Durch den Forschungspreis bekommt ihre Arbeit aktuell viel öffentliche Aufmerksamkeit. Müssten Unis und Forscherinnen und Forscher nicht ohnehin ständig mehr und lauter über ihre Arbeit und Erkenntnisse sprechen, um in der öffentlichen Debatte um Themen wie den Klimawandel die gebührende Aufmerksamkeit zu bekommen? Der öffentliche Diskurs wird ja nicht gerade von der Wissenschaft bestimmt.

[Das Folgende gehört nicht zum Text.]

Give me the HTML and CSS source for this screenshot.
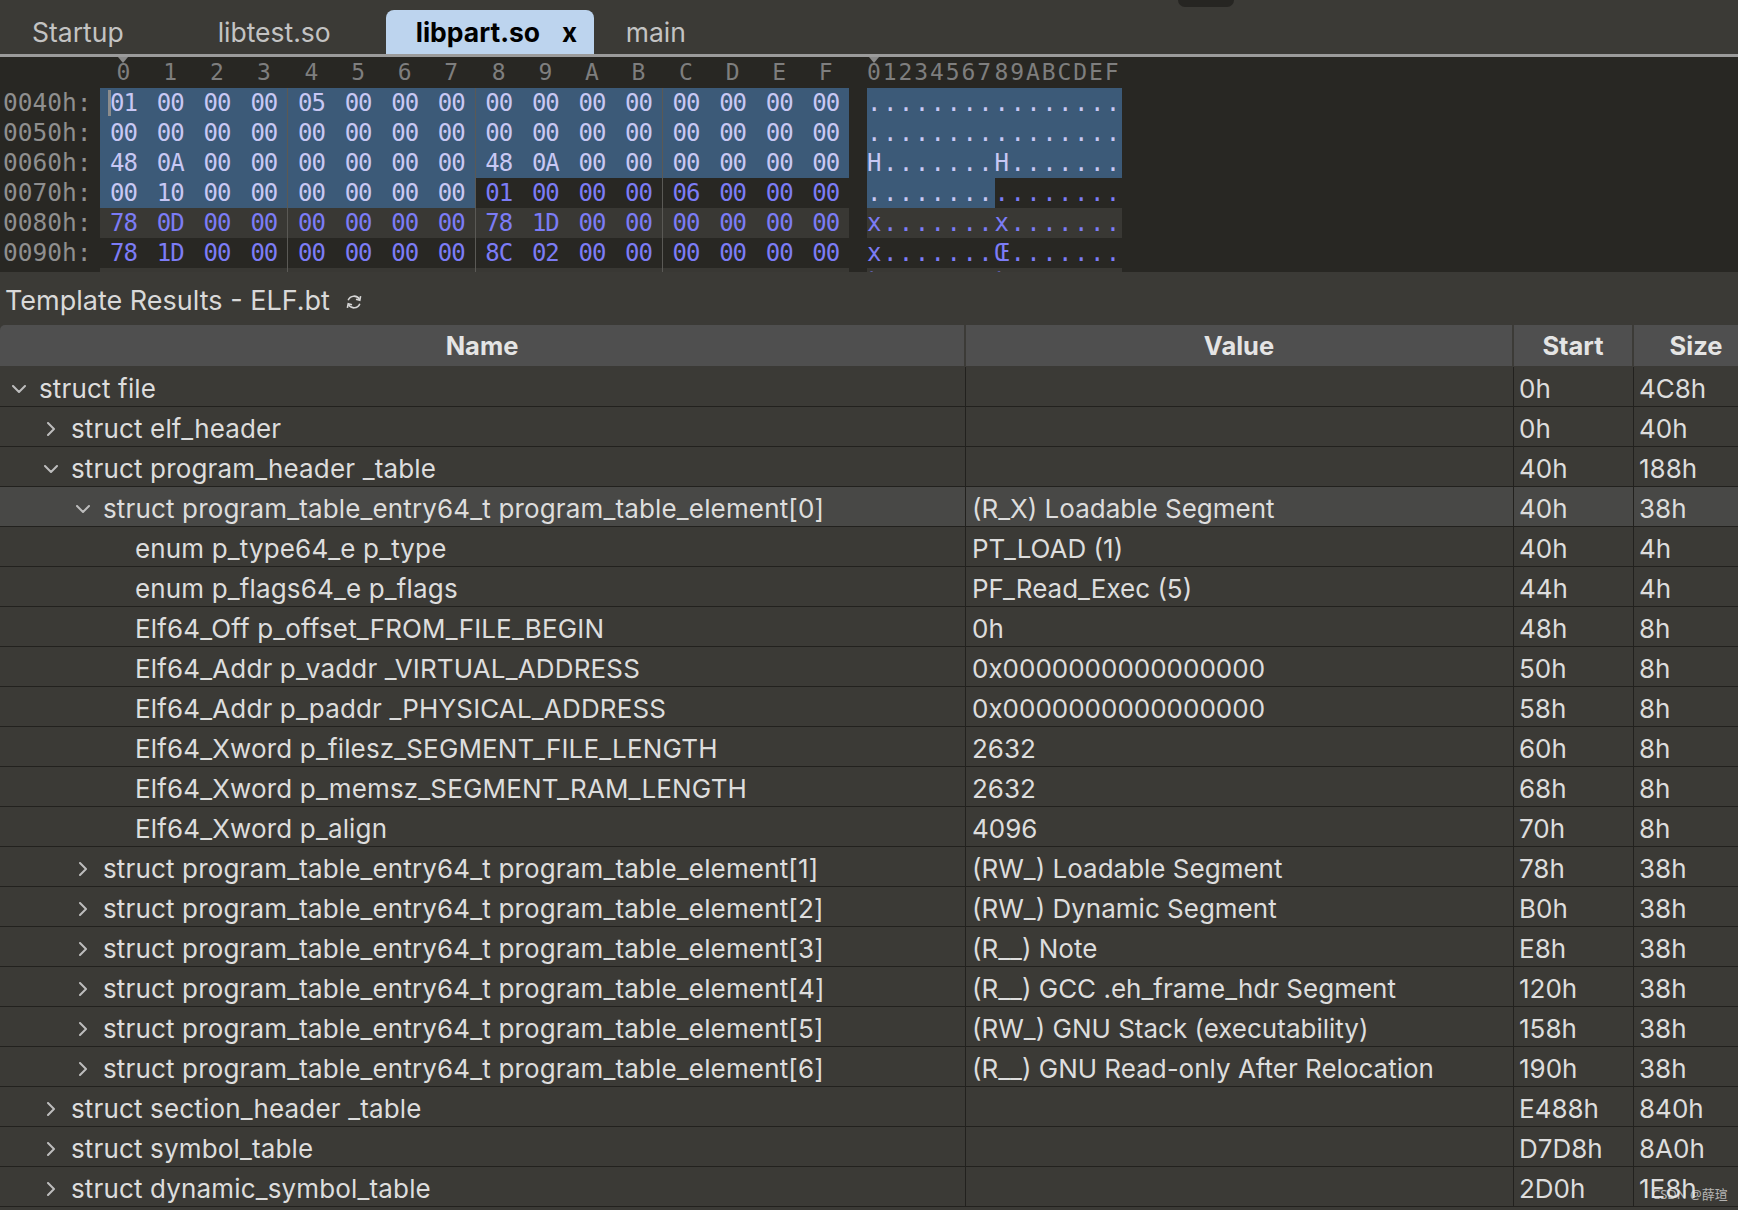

Werner: Es ist tatsächlich eine Mammutaufgabe. Wenn wir uns vor unserer Haustür umschauen, finden wir ja genügend Politiker, die einfach weitermachen wollen, wie bisher. Das ist gefährlich, da wir Menschen weltweit die Temperaturen „hochdrehen“ und das Klima in einer nicht vorhersehbaren Art und Weise ändern. Das sind neue, unbekannte Bedingungen, die uns auch dadurch überraschen, dass sie schneller eintreten, als wir Wissenschaftler dies befürchtet hätten. Wir reden ja viel davon, dass wir den Wald umbauen wollen, damit er dem Klimawandel etwas entgegensetzen kann. Nur: Wir wissen streng genommen nicht genau, welches der beste Weg ist.


Wie meinen Sie das?

Werner: Da wir nicht wissen, was genau in Sachen Klima auf uns zukommt. Normalerweise kann ein Wald einen Trockensommer gut verkraften. Was wir jetzt aber sehen sind Extreme, die immer stärker und häufiger auftreten. Den Wäldern fehlen die Erholungsphasen. Das gefährdet sie, und das können wir uns nicht leisten. Aber dieses Problem kann die Wissenschaft alleine nicht lösen und auch nicht die Politik. Wir müssen unsere Erkenntnisse sicher verstärkt nach außen kommunizieren. Aber letztlich muss jeder einzelne etwas tun. Das fängt beispielsweise damit an, dass man darüber nachdenkt, wie man den eigenen CO2-Abdruck verringert und den eigenen Vorgarten nicht zubetoniert.